* **Aim**:
For each line in the data below that holds "this", return a copy.

------ Collected material ------

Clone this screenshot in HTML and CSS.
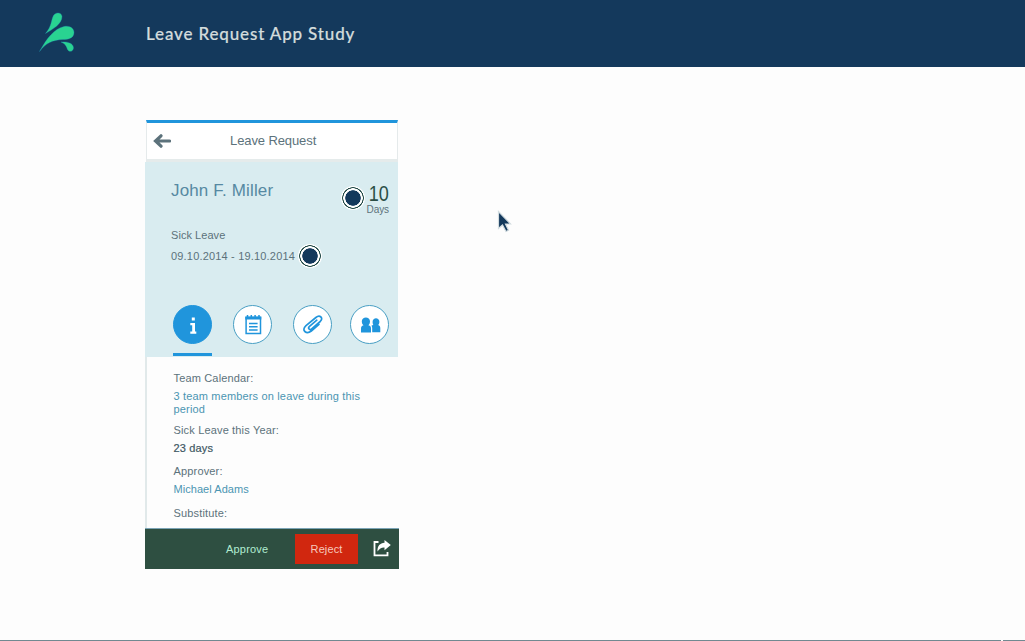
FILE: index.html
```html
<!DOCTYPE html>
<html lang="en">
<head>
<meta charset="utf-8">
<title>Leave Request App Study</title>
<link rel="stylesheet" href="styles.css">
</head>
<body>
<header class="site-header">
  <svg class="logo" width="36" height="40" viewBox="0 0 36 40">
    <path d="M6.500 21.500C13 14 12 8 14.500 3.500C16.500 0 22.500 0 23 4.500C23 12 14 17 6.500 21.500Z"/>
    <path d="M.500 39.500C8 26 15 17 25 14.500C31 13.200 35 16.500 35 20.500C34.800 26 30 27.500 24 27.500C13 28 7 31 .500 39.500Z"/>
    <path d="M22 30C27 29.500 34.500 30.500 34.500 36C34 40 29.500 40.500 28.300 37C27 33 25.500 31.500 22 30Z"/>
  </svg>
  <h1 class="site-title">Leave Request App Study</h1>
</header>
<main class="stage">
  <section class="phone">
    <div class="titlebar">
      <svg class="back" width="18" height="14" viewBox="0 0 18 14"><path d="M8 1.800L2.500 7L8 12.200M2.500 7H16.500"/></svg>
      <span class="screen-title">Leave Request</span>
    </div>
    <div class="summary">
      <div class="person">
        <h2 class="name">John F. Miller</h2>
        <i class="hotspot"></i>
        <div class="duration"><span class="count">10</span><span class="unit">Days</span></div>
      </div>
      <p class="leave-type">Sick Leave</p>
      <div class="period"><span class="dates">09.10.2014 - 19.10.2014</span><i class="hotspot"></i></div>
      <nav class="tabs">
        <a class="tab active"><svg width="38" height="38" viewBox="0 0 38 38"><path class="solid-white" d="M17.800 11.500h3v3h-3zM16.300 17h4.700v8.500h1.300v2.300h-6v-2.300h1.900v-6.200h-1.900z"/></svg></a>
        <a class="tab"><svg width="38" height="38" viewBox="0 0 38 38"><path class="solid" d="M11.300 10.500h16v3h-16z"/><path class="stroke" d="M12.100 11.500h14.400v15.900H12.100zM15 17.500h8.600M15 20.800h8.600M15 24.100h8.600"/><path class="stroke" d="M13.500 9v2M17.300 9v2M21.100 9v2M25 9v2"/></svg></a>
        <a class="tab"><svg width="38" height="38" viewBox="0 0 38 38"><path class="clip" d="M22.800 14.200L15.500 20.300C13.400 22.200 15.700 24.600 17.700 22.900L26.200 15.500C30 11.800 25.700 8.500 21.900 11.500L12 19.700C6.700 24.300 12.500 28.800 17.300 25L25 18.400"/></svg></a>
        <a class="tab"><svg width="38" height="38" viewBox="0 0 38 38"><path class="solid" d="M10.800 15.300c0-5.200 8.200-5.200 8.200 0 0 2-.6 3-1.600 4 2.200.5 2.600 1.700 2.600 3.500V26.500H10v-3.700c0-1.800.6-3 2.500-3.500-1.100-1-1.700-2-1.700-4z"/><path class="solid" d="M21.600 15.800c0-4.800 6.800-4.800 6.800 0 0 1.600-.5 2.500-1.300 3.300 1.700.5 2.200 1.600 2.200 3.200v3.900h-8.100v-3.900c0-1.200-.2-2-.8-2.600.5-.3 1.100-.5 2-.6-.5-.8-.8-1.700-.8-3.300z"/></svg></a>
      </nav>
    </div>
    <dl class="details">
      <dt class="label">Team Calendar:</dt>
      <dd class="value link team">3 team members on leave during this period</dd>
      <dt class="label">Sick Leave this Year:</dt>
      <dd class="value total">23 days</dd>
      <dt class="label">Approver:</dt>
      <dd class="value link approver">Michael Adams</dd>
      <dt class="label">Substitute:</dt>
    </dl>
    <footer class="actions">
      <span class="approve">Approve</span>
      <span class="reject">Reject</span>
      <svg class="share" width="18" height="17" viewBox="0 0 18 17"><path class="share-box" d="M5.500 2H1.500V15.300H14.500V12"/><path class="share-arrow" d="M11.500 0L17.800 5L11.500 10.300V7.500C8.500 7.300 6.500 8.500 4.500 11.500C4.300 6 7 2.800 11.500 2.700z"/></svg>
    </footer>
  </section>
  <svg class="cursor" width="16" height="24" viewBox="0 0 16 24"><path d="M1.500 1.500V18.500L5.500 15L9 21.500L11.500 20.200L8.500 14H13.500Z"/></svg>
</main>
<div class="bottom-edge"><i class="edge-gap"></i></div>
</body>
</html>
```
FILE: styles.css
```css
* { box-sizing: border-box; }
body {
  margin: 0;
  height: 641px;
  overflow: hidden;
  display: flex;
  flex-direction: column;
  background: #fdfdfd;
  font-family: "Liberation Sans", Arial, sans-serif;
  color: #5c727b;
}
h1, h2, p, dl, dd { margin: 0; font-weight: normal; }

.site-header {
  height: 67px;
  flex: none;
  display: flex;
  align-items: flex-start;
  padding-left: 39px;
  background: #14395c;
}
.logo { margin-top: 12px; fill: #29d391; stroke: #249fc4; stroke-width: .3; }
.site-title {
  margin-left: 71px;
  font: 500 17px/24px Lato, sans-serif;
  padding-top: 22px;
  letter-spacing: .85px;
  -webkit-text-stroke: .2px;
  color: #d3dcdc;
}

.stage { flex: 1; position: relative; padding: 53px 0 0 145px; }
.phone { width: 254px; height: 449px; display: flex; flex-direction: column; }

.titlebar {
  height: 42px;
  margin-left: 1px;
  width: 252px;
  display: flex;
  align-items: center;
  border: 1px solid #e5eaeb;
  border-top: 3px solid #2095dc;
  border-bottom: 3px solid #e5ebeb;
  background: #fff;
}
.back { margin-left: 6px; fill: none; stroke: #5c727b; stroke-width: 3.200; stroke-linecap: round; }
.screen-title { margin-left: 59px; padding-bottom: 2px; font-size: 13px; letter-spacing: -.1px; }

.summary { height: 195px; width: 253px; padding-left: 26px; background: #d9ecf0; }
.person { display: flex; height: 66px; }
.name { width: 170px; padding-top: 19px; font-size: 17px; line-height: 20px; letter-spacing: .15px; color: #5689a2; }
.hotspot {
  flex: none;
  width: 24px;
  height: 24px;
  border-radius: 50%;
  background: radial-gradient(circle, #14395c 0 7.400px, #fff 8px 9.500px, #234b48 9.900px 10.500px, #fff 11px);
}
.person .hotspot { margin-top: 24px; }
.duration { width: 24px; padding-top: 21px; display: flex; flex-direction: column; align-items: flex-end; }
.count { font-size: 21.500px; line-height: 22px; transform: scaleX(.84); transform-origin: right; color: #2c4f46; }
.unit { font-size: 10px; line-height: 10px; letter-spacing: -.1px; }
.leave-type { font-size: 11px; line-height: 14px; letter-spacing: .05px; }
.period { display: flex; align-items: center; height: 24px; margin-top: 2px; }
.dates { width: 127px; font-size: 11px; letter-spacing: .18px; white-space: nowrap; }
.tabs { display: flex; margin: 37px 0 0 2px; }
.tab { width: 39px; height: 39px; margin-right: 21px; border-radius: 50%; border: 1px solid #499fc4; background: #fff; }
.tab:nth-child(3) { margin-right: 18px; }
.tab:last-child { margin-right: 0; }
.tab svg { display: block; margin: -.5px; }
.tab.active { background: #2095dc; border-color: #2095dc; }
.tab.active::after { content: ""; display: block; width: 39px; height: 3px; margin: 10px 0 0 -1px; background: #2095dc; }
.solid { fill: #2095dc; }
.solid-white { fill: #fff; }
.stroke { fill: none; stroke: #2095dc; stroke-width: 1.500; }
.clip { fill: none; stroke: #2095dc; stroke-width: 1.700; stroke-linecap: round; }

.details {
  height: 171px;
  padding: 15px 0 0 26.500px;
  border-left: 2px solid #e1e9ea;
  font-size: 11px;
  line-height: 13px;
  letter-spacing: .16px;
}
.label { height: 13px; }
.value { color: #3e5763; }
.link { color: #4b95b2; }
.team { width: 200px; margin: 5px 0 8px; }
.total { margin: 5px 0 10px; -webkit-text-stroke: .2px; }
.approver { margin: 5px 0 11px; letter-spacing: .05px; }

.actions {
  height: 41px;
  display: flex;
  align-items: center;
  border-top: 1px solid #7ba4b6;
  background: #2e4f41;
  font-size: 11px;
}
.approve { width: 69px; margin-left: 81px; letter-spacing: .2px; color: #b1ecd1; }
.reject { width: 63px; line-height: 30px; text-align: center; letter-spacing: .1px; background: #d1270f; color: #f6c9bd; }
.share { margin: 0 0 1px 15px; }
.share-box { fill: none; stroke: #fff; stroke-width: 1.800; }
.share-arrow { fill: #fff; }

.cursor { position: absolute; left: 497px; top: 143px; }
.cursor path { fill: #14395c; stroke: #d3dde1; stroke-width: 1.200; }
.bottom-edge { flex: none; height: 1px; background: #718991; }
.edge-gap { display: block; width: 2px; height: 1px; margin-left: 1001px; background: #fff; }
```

------

* **Worked solution**:
Clone this screenshot in HTML and CSS.
      <dd class="value link team">3 team members on leave during this period</dd>
      <dt class="label">Sick Leave this Year:</dt>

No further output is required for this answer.